The supported assembly instructions are:

  • :label : Establishes a label (jump target)

  • const dstReg immVal : Loads the decimal immediate value into the destination register

  • input dstReg : Read a value from input, and put it into the destination register.

  • param dstReg immVal : Place the input parameter with index immVal into destination register.

  • output srcReg : Write the value in source register into the output stream.

  • add dstReg srcRegA srcRegB : Add the two source registers and write to destination.

  • sub dstReg srcRegA srcRegB : Subtract the two source registers and write to destination.

  • lt dstReg srcRegA srcRegB : If srcRegA < srcRegB, then dstReg=1, otherwise dstReg=0.

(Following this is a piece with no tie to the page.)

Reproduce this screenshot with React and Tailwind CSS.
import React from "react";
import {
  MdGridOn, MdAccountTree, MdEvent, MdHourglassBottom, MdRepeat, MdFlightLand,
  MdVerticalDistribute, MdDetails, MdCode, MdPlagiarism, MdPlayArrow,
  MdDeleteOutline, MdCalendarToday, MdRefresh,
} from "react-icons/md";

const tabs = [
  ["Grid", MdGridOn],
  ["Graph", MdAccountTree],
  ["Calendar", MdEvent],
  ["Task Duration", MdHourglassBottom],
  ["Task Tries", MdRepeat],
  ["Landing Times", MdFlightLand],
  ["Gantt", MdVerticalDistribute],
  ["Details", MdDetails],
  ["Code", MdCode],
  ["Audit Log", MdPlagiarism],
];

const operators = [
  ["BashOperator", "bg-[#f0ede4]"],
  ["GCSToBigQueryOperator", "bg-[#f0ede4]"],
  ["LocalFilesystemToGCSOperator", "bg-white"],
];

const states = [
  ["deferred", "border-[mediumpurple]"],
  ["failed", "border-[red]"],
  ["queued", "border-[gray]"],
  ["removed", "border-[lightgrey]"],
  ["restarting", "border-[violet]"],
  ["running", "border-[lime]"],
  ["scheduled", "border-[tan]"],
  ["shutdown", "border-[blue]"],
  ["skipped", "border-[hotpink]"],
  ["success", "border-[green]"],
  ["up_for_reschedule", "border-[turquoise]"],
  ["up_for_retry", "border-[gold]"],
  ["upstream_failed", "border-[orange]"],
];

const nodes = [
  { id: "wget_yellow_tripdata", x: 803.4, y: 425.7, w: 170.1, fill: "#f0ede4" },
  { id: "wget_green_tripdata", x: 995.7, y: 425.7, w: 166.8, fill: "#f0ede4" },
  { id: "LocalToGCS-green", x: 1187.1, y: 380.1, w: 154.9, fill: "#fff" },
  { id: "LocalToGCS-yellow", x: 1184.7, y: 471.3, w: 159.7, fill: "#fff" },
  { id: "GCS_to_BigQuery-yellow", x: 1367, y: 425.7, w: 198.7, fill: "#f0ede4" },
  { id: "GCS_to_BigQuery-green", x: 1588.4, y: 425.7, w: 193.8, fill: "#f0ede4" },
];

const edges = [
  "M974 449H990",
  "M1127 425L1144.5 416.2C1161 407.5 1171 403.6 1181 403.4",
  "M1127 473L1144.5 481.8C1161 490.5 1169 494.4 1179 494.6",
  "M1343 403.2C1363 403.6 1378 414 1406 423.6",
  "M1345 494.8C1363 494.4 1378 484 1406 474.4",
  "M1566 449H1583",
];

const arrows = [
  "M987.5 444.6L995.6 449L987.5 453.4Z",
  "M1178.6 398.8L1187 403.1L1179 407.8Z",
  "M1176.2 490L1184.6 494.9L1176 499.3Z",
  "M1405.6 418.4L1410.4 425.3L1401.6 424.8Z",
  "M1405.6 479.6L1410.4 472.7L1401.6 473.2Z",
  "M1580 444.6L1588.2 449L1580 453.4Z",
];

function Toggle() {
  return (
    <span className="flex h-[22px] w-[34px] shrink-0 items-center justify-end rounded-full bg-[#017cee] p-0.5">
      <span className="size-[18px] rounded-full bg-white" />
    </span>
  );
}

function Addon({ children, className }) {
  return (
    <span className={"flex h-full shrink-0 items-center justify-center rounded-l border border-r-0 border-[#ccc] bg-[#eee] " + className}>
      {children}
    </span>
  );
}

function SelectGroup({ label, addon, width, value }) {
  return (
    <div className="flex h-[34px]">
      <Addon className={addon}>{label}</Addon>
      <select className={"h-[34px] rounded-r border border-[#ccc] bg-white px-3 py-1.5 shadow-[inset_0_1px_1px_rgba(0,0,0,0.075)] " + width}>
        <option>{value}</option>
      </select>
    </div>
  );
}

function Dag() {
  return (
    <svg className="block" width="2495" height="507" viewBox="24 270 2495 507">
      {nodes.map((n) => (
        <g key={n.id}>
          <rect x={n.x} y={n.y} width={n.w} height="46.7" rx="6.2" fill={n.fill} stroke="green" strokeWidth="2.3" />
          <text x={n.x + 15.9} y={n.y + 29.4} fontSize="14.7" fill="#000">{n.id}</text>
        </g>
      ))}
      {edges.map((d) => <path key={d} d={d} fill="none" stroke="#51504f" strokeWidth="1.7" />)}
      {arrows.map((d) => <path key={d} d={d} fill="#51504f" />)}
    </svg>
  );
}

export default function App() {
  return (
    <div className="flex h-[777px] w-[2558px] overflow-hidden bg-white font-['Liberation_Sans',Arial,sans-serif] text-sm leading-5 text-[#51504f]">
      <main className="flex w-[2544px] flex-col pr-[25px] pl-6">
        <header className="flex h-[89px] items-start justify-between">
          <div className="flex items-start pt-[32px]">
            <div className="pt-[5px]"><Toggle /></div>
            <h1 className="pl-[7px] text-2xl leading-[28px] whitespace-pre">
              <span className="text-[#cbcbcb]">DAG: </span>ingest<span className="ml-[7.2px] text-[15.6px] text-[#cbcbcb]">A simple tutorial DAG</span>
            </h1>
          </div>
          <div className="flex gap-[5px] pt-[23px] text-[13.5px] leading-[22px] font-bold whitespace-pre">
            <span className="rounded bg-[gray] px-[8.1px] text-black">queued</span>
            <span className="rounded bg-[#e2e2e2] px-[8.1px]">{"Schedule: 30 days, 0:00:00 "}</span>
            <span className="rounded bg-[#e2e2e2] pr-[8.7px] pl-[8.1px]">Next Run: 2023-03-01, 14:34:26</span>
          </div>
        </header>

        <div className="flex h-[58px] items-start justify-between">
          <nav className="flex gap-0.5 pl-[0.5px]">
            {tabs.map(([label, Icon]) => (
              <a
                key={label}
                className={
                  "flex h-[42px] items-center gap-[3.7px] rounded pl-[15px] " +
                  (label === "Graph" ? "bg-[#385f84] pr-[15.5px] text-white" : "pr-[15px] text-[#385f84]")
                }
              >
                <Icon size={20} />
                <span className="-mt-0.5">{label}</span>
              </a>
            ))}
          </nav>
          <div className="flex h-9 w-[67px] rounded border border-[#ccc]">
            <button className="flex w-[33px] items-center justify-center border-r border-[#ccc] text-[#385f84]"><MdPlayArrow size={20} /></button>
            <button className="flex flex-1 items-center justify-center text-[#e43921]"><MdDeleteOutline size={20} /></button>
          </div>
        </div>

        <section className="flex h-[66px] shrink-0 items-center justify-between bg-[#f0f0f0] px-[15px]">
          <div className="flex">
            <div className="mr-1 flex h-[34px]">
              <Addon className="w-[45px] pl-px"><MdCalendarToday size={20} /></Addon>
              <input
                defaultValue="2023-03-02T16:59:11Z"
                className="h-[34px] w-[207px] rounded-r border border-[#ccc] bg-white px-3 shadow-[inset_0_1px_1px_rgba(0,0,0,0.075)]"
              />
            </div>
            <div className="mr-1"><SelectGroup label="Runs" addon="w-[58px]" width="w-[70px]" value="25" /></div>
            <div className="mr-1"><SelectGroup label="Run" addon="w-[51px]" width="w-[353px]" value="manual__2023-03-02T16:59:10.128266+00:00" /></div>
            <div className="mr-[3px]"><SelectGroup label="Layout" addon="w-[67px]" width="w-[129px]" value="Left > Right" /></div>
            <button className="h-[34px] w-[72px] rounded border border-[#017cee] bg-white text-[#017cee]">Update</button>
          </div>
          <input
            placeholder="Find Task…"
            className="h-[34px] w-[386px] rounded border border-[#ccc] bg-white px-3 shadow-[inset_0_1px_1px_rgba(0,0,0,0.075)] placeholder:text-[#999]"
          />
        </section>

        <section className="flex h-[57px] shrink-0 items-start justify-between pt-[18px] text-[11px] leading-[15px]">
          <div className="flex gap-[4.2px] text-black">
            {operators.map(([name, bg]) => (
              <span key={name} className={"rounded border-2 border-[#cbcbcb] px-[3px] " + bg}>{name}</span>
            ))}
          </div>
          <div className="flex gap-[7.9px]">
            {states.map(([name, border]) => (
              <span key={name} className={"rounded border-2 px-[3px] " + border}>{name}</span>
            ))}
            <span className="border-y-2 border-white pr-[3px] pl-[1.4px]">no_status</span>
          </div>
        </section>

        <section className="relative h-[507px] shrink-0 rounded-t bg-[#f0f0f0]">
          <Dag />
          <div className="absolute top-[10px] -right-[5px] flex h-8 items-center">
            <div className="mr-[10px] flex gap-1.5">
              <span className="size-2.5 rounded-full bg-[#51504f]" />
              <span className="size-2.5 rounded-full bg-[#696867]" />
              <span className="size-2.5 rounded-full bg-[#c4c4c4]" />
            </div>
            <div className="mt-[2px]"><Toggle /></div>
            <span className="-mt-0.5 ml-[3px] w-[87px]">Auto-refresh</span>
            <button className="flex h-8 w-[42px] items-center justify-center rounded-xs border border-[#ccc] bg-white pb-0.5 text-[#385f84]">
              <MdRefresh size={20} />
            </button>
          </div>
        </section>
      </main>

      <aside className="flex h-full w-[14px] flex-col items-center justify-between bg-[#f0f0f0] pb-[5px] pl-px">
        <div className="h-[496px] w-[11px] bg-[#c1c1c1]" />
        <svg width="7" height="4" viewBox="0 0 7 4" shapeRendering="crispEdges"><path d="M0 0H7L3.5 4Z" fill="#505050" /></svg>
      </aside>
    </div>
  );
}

  • beq srcRegA srcRegB label : If srcRegA == srcRegB, then jump to label.

  • bne srcRegA srcRegB label : If srcRegA != srcRegB, then jump to label.

  • halt srcReg : Halt the program and return value in srcReg.

A limitation of the current VM is that labels and register names cannot be larger than 63 characters, and may silently truncate off extra characters.

The vm can be compiled with

make bin/vm

and launched as follows:

bin/vm pathToAssembly Param0 Param1 ...

The input stream comes from stdin, and output goes to stdout.

An example program which copies input to output while adding 1 each time is:

const zero 0
const one 1
:top
input i
beq i zero bottom
add i i one
output i
beq one one top
:bottom
halt zero

The program stops copying when an input of 0 is encountered.

Problem

The program bin/compiler can be built using make bin/compiler, and is a compiler from the input language to the vm assembly language. It relies on a function called Compile in src/ast_compile.cpp, which is only partially complete. Complete the function so that it can compile all code constructs.

The test script ./test_compiler.sh applies the compiler to the existing input programs in test/programs to get the assembly, then passes it through the virtual machine. The interpreted program and the compiled program should provide the same output.

Submission

As before: commit, test, push to github, hash to blackboard.